Eco-Structure Design

Following the successful completion of Phase 1 of the Alaska Prestressed Concrete Decked Girder (AASHTO-j type) Design Optimization Project, led by Dr. Galib, the research has advanced into Phase 2 at North Carolina State University, Raleigh, USA, with Khan joining this phase to lead the refinement and experimental validation efforts. Phase 2 focuses on enhancing the previously optimized girder designs by incorporating practical constructability considerations, industry constraints, and code-compliant detailing, alongside comprehensive large-scale laboratory testing to evaluate structural performance and feasibility under realistic loading conditions. The successful validation of these next-generation prestressed girders will enable the adoption of longer-span alternatives to conventional Alaska girders, reducing material usage, minimizing substructure requirements, and lowering lifecycle environmental impacts, thereby supporting more efficient, resilient, and sustainable bridge construction practices. 

In the country’s first formal and systematic initiative in girder design optimization, Syed-Uz-Zaman and Razesh are undertaking the development of optimized designs for traditional prestressed concrete I-girders with cast-in-place decks (AASHTO-K type) for the Local Government Engineering Department, Bangladesh (LGED) as part of their MSc research at BUET. The study seeks to enhance structural efficiency, cost effectiveness, and material utilization while ensuring full compliance with applicable design codes and practical constructability requirements. By introducing optimization-based design methodologies into conventional girder systems widely used by LGED, this research has the potential to influence standard design practices and promote more economical and sustainable bridge construction at the national level. The work is carried out under the formal supervision of Dr. Raquib Ahsan, with additional technical oversight provided by Dr. Galib. 

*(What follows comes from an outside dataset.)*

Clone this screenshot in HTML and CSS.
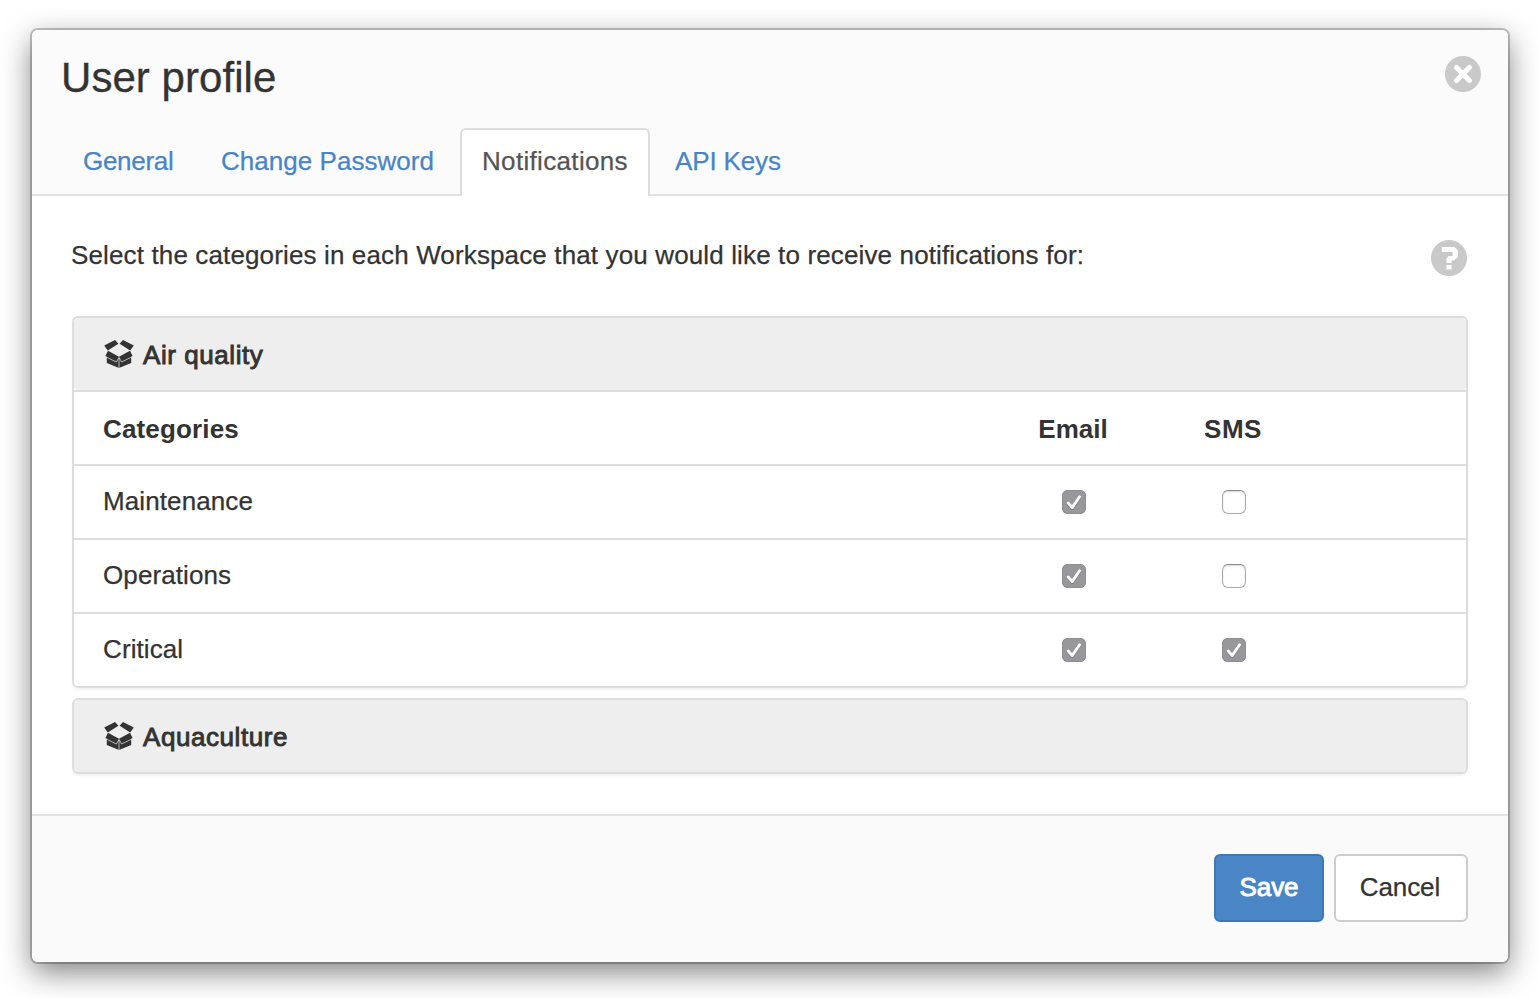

Asif, Ruhul and Tamjid are investigating (Under the supervision of Dr. Galib) the overall advantages of optimized long-span girders for the Tanana River Bridge near Tok, Alaska. While extending girder spans reduces the number of required piers and foundations, the increase in superstructure material is not entirely balanced by the reduction in substructure materials. In fact, the cost of superstructure materials can exceed that of shorter spans by more than 1.5 times, with only partial compensation through savings in the substructure. Nevertheless, the secondary benefits of longer spans are significant: fewer piers reduce disruption to natural water flow, mitigate scouring, and promote healthier aquatic ecosystems and riparian vegetation. Additionally, the reduced number of piers and foundations leads to shorter construction durations and lower long-term maintenance costs. This study aims to quantify these comprehensive benefits to support the case for adopting optimized longer girder spans for the Tanana River Bridge and for any bridge in general.